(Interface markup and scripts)
# # # # # # #

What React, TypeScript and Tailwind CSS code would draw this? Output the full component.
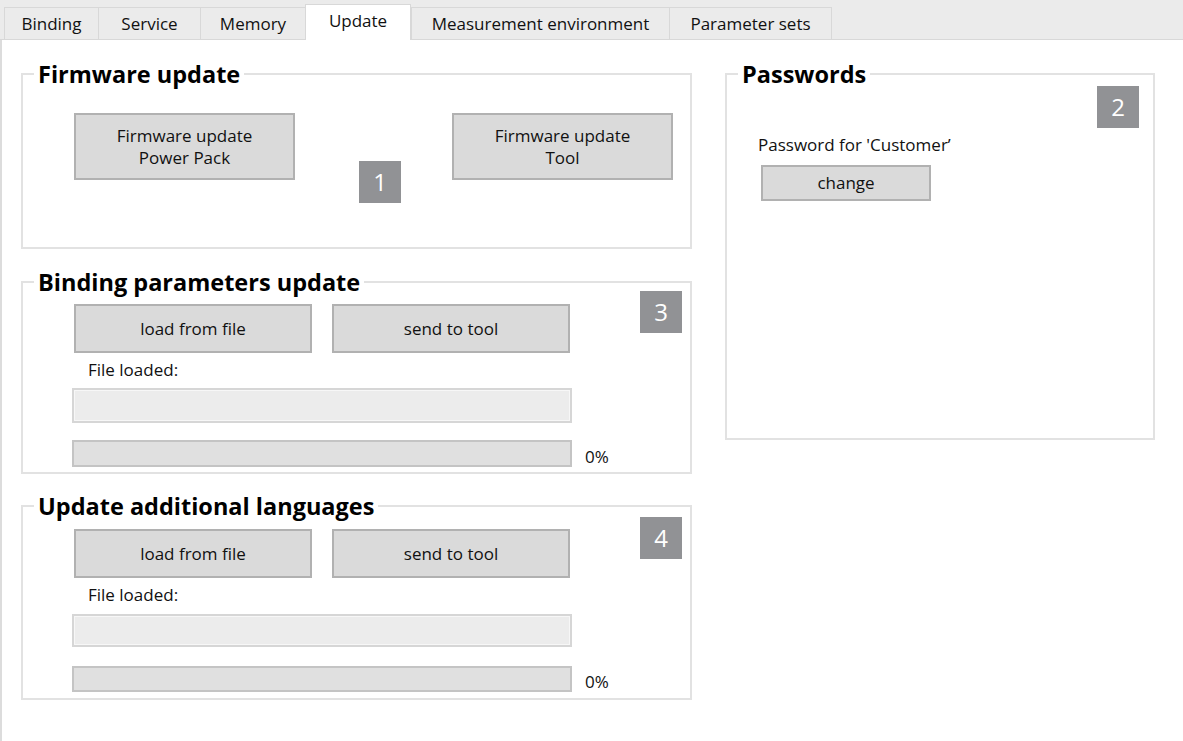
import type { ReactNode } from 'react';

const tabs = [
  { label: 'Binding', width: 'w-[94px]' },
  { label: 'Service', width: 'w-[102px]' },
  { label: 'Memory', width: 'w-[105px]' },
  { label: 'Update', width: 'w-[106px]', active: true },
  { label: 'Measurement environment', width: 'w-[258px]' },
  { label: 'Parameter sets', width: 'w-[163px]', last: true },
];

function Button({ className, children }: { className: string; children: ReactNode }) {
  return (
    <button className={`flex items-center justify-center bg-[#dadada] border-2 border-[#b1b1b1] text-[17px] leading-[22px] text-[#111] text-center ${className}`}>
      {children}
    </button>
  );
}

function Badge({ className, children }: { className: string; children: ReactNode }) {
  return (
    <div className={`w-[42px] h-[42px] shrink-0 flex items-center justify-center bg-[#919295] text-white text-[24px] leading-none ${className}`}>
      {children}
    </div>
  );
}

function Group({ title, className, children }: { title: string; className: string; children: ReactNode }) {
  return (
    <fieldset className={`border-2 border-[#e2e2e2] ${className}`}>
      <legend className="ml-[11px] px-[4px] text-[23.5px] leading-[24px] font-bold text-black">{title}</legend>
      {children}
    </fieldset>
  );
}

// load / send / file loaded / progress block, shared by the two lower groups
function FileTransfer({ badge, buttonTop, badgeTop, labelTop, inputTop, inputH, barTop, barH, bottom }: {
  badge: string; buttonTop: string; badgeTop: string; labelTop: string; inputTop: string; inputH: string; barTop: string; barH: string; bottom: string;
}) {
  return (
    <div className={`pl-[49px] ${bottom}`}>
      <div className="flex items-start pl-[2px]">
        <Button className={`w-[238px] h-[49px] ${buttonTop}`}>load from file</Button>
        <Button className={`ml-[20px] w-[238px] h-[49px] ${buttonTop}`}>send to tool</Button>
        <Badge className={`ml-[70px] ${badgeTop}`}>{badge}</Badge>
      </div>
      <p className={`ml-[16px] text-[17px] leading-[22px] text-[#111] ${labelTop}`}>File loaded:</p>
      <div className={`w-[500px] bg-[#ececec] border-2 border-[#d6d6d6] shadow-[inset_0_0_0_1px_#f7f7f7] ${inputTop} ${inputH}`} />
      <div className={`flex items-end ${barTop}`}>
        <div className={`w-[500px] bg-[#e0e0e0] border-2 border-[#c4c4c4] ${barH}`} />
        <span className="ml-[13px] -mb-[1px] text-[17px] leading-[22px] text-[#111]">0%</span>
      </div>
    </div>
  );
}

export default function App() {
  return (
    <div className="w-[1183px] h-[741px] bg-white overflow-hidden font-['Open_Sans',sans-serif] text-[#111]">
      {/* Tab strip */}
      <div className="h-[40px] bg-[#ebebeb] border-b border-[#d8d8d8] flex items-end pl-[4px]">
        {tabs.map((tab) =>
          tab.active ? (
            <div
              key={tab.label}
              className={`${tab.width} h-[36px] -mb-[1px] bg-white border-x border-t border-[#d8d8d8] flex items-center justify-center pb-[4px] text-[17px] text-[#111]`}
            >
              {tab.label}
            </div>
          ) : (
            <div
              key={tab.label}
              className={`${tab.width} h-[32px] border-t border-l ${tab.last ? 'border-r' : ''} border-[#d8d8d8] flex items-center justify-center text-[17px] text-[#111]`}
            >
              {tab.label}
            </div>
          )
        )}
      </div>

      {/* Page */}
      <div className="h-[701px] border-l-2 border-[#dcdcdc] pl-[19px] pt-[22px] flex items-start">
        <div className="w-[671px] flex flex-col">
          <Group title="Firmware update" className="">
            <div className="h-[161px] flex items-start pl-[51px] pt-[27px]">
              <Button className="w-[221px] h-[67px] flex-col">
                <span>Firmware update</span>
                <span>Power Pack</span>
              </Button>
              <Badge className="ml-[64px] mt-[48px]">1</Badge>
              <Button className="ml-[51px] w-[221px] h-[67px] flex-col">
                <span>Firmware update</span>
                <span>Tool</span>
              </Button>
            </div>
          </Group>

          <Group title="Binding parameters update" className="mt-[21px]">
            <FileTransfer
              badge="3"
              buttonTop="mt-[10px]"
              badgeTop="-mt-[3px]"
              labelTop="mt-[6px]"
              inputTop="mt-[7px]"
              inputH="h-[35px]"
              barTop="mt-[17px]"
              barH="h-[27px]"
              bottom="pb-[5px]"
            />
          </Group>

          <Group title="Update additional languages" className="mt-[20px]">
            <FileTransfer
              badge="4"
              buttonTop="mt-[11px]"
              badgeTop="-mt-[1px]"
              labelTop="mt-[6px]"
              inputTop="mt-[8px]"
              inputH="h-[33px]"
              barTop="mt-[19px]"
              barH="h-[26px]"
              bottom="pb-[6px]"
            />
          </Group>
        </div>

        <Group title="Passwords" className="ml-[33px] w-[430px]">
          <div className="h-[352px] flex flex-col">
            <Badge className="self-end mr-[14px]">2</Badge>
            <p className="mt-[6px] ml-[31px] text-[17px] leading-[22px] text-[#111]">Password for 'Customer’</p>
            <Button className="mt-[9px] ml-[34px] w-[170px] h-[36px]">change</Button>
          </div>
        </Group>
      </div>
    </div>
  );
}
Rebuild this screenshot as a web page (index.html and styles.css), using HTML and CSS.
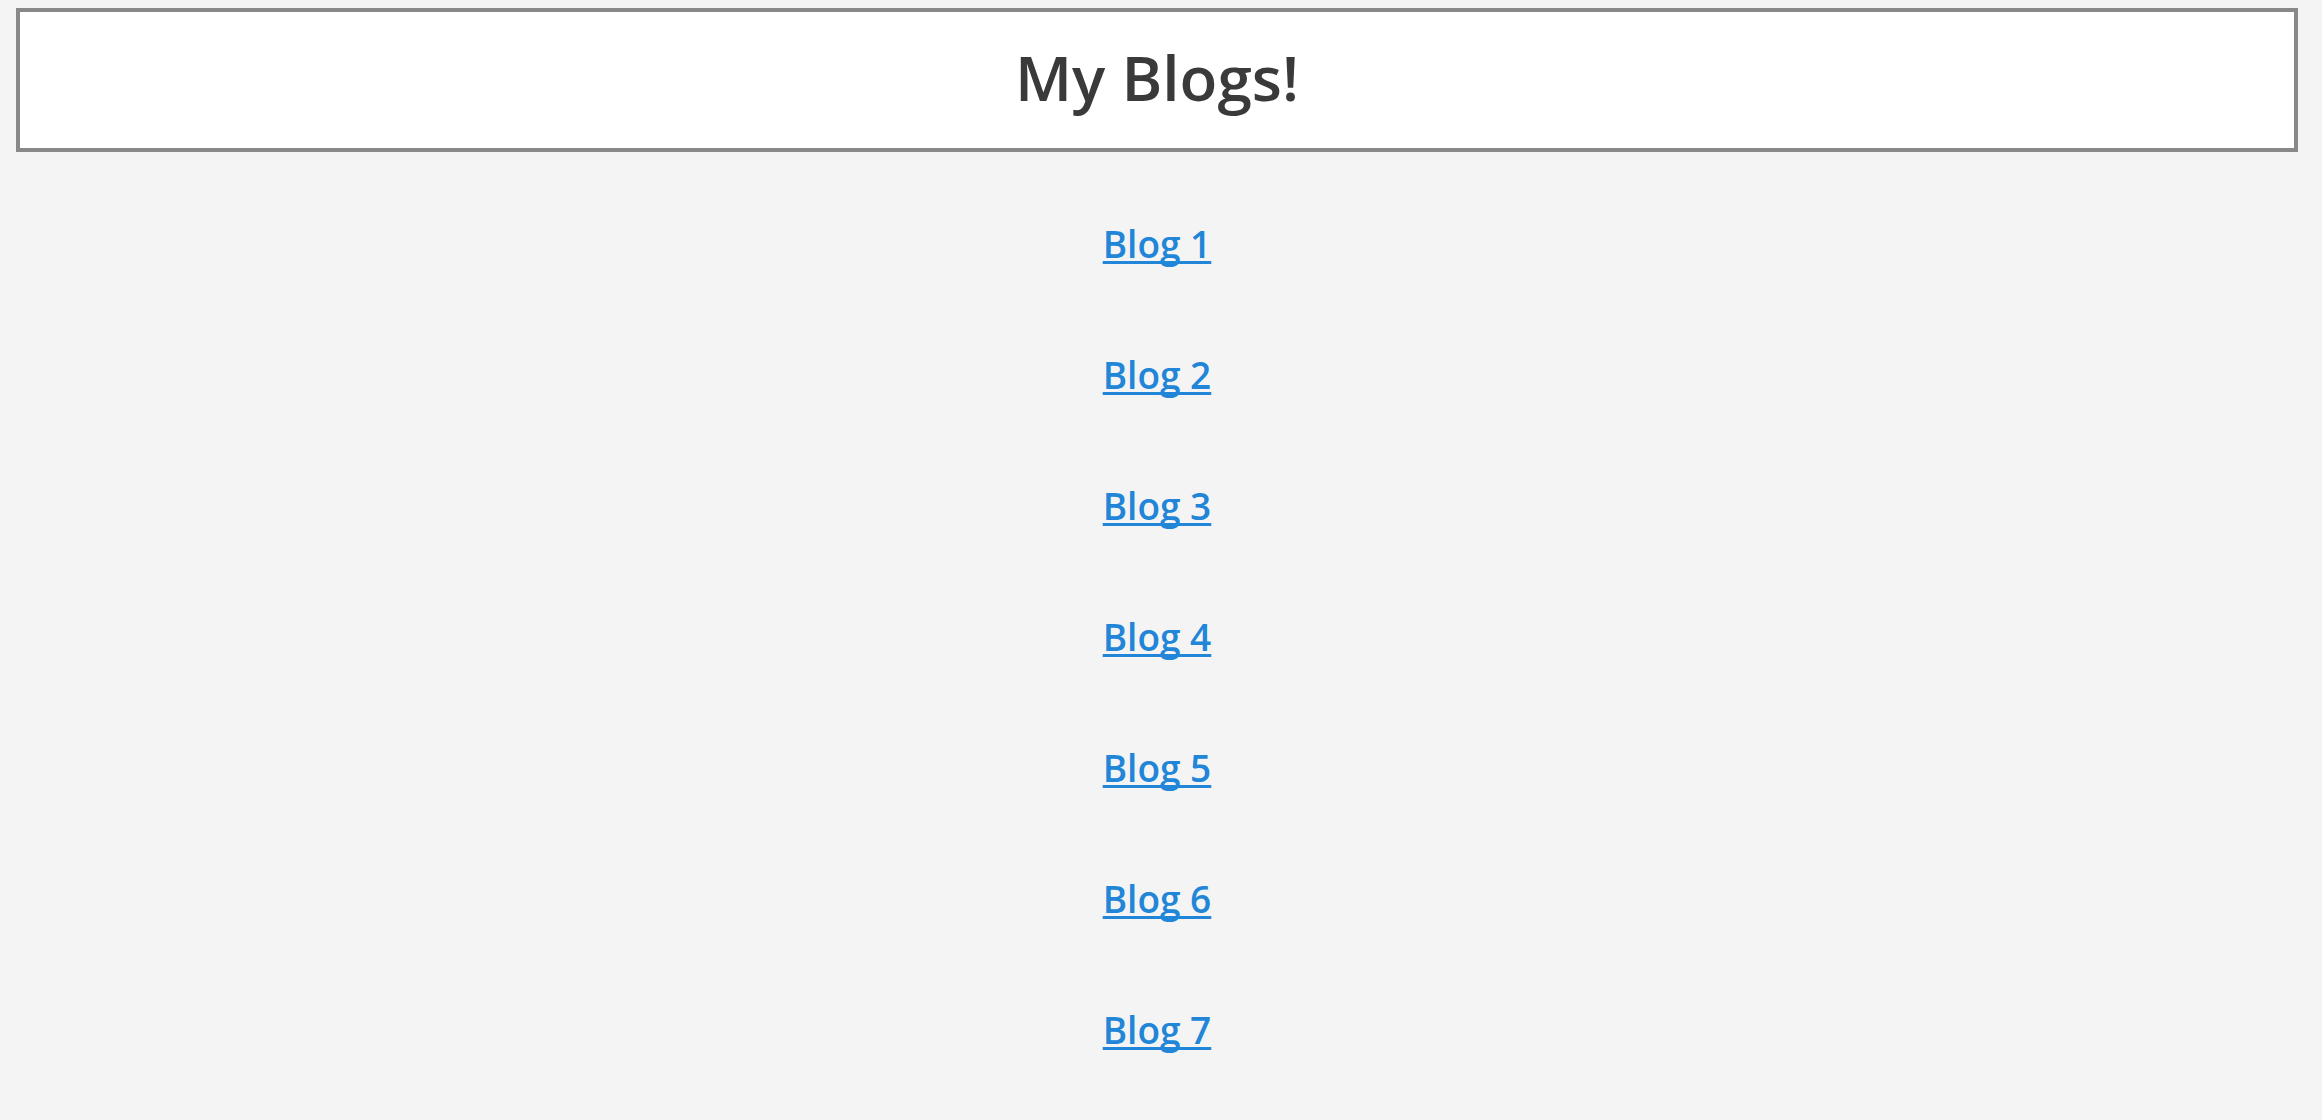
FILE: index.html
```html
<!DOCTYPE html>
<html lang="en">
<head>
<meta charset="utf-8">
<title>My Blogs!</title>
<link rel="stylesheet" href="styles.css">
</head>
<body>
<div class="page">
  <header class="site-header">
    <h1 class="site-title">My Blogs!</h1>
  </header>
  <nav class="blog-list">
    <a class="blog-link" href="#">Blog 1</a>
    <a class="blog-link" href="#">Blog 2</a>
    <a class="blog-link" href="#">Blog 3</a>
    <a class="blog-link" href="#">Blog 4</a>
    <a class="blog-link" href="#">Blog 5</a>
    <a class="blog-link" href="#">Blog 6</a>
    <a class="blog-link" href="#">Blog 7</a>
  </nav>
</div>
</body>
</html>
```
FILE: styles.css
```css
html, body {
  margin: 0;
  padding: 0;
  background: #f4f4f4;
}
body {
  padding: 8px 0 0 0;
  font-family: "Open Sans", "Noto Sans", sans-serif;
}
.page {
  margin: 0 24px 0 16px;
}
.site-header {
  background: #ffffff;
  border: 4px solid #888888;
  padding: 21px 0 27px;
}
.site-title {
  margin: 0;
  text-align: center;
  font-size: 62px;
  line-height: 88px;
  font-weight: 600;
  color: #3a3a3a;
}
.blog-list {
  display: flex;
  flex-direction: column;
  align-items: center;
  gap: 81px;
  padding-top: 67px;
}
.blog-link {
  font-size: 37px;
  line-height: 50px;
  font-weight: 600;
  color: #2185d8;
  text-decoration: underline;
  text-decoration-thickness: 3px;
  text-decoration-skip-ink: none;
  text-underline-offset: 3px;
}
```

# # # # # # #

> _Set problem_
Copy every entry exactly as written. Pictures are excluded.

> _Exercise result_
What React, TypeScript and Tailwind CSS code would draw this? Output the full component.
import type { ReactNode } from 'react';

const tabs = [
  { label: 'Binding', width: 'w-[94px]' },
  { label: 'Service', width: 'w-[102px]' },
  { label: 'Memory', width: 'w-[105px]' },
  { label: 'Update', width: 'w-[106px]', active: true },
  { label: 'Measurement environment', width: 'w-[258px]' },
  { label: 'Parameter sets', width: 'w-[163px]', last: true },
];

function Button({ className, children }: { className: string; children: ReactNode }) {
  return (
    <button className={`flex items-center justify-center bg-[#dadada] border-2 border-[#b1b1b1] text-[17px] leading-[22px] text-[#111] text-center ${className}`}>
      {children}
    </button>
  );
}

function Badge({ className, children }: { className: string; children: ReactNode }) {
  return (
    <div className={`w-[42px] h-[42px] shrink-0 flex items-center justify-center bg-[#919295] text-white text-[24px] leading-none ${className}`}>
      {children}
    </div>
  );
}

function Group({ title, className, children }: { title: string; className: string; children: ReactNode }) {
  return (
    <fieldset className={`border-2 border-[#e2e2e2] ${className}`}>
      <legend className="ml-[11px] px-[4px] text-[23.5px] leading-[24px] font-bold text-black">{title}</legend>
      {children}
    </fieldset>
  );
}

// load / send / file loaded / progress block, shared by the two lower groups
function FileTransfer({ badge, buttonTop, badgeTop, labelTop, inputTop, inputH, barTop, barH, bottom }: {
  badge: string; buttonTop: string; badgeTop: string; labelTop: string; inputTop: string; inputH: string; barTop: string; barH: string; bottom: string;
}) {
  return (
    <div className={`pl-[49px] ${bottom}`}>
      <div className="flex items-start pl-[2px]">
        <Button className={`w-[238px] h-[49px] ${buttonTop}`}>load from file</Button>
        <Button className={`ml-[20px] w-[238px] h-[49px] ${buttonTop}`}>send to tool</Button>
        <Badge className={`ml-[70px] ${badgeTop}`}>{badge}</Badge>
      </div>
      <p className={`ml-[16px] text-[17px] leading-[22px] text-[#111] ${labelTop}`}>File loaded:</p>
      <div className={`w-[500px] bg-[#ececec] border-2 border-[#d6d6d6] shadow-[inset_0_0_0_1px_#f7f7f7] ${inputTop} ${inputH}`} />
      <div className={`flex items-end ${barTop}`}>
        <div className={`w-[500px] bg-[#e0e0e0] border-2 border-[#c4c4c4] ${barH}`} />
        <span className="ml-[13px] -mb-[1px] text-[17px] leading-[22px] text-[#111]">0%</span>
      </div>
    </div>
  );
}

export default function App() {
  return (
    <div className="w-[1183px] h-[741px] bg-white overflow-hidden font-['Open_Sans',sans-serif] text-[#111]">
      {/* Tab strip */}
      <div className="h-[40px] bg-[#ebebeb] border-b border-[#d8d8d8] flex items-end pl-[4px]">
        {tabs.map((tab) =>
          tab.active ? (
            <div
              key={tab.label}
              className={`${tab.width} h-[36px] -mb-[1px] bg-white border-x border-t border-[#d8d8d8] flex items-center justify-center pb-[4px] text-[17px] text-[#111]`}
            >
              {tab.label}
            </div>
          ) : (
            <div
              key={tab.label}
              className={`${tab.width} h-[32px] border-t border-l ${tab.last ? 'border-r' : ''} border-[#d8d8d8] flex items-center justify-center text-[17px] text-[#111]`}
            >
              {tab.label}
            </div>
          )
        )}
      </div>

      {/* Page */}
      <div className="h-[701px] border-l-2 border-[#dcdcdc] pl-[19px] pt-[22px] flex items-start">
        <div className="w-[671px] flex flex-col">
          <Group title="Firmware update" className="">
            <div className="h-[161px] flex items-start pl-[51px] pt-[27px]">
              <Button className="w-[221px] h-[67px] flex-col">
                <span>Firmware update</span>
                <span>Power Pack</span>
              </Button>
              <Badge className="ml-[64px] mt-[48px]">1</Badge>
              <Button className="ml-[51px] w-[221px] h-[67px] flex-col">
                <span>Firmware update</span>
                <span>Tool</span>
              </Button>
            </div>
          </Group>

          <Group title="Binding parameters update" className="mt-[21px]">
            <FileTransfer
              badge="3"
              buttonTop="mt-[10px]"
              badgeTop="-mt-[3px]"
              labelTop="mt-[6px]"
              inputTop="mt-[7px]"
              inputH="h-[35px]"
              barTop="mt-[17px]"
              barH="h-[27px]"
              bottom="pb-[5px]"
            />
          </Group>

          <Group title="Update additional languages" className="mt-[20px]">
            <FileTransfer
              badge="4"
              buttonTop="mt-[11px]"
              badgeTop="-mt-[1px]"
              labelTop="mt-[6px]"
              inputTop="mt-[8px]"
              inputH="h-[33px]"
              barTop="mt-[19px]"
              barH="h-[26px]"
              bottom="pb-[6px]"
            />
          </Group>
        </div>

        <Group title="Passwords" className="ml-[33px] w-[430px]">
          <div className="h-[352px] flex flex-col">
            <Badge className="self-end mr-[14px]">2</Badge>
            <p className="mt-[6px] ml-[31px] text-[17px] leading-[22px] text-[#111]">Password for 'Customer’</p>
            <Button className="mt-[9px] ml-[34px] w-[170px] h-[36px]">change</Button>
          </div>
        </Group>
      </div>
    </div>
  );
}
Rebuild this screenshot as a web page (index.html and styles.css), using HTML and CSS.
FILE: index.html
```html
<!DOCTYPE html>
<html lang="en">
<head>
<meta charset="utf-8">
<title>My Blogs!</title>
<link rel="stylesheet" href="styles.css">
</head>
<body>
<div class="page">
  <header class="site-header">
    <h1 class="site-title">My Blogs!</h1>
  </header>
  <nav class="blog-list">
    <a class="blog-link" href="#">Blog 1</a>
    <a class="blog-link" href="#">Blog 2</a>
    <a class="blog-link" href="#">Blog 3</a>
    <a class="blog-link" href="#">Blog 4</a>
    <a class="blog-link" href="#">Blog 5</a>
    <a class="blog-link" href="#">Blog 6</a>
    <a class="blog-link" href="#">Blog 7</a>
  </nav>
</div>
</body>
</html>
```
FILE: styles.css
```css
html, body {
  margin: 0;
  padding: 0;
  background: #f4f4f4;
}
body {
  padding: 8px 0 0 0;
  font-family: "Open Sans", "Noto Sans", sans-serif;
}
.page {
  margin: 0 24px 0 16px;
}
.site-header {
  background: #ffffff;
  border: 4px solid #888888;
  padding: 21px 0 27px;
}
.site-title {
  margin: 0;
  text-align: center;
  font-size: 62px;
  line-height: 88px;
  font-weight: 600;
  color: #3a3a3a;
}
.blog-list {
  display: flex;
  flex-direction: column;
  align-items: center;
  gap: 81px;
  padding-top: 67px;
}
.blog-link {
  font-size: 37px;
  line-height: 50px;
  font-weight: 600;
  color: #2185d8;
  text-decoration: underline;
  text-decoration-thickness: 3px;
  text-decoration-skip-ink: none;
  text-underline-offset: 3px;
}
```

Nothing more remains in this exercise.